The bold steps are the ones I forget most often.
10. I always feel uncomfortable in silence. If it gets quiet I feel the need to fill the void. I never take the time to stop and think before I speak, or actually listen to the situation. I found that one can learn and make the best decision just by being quiet. Sometimes there is a better word choice or even no words to be spoken at all.
12/13. My mother and I have not been on good terms since before I hit puberty. Twelve and thirteen go together because the loving atmosphere in our home was smothered by me and my mother's arguing. It was a continuous stream of negativity. We brought up negative past incidences to prove our negative present point. We've grown so far apart, we are slowly building our relationship back up, but I wonder how things would be if we had dealt with things differently back then.

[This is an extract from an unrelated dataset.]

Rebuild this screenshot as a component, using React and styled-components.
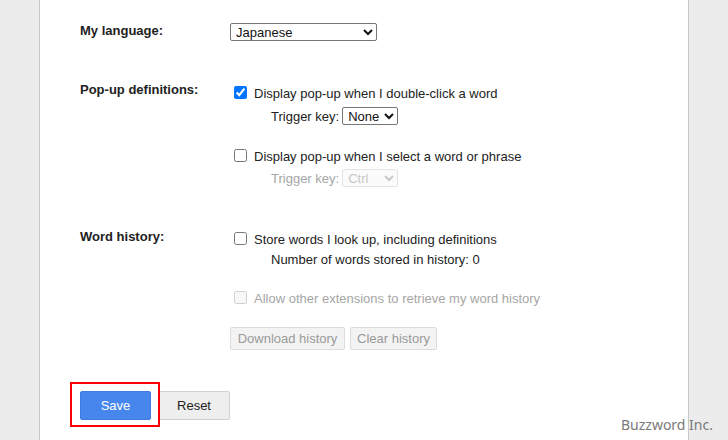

17. This is a big one for me. My past relationships always ended up being dependency and control issues. I needed them to listen, I needed them to care, I needed them to be there. It was the same form the other end as well, he was dependent too. That is why I started 2012 being single and vowing not to be in a relationship until I could be independent still. If I can take care of myself, I can take care of another person. Equally; if I can love myself, I can love someone else. To be able to put another person's needs above your own; that is love.
18. I am very hard in myself. I don't feel successful often. If I were to look at the amount of sacrifice I made to reach my goals as a guideline to my success, I'd feel amazing.
For example:
-Giving up addictions like smoking, binge-eating, and television to become healthy: success.
-Not buying all those new things I can afford now to save for my car: success.
-Staying home rather than going out with friends to balance two jobs and school: success.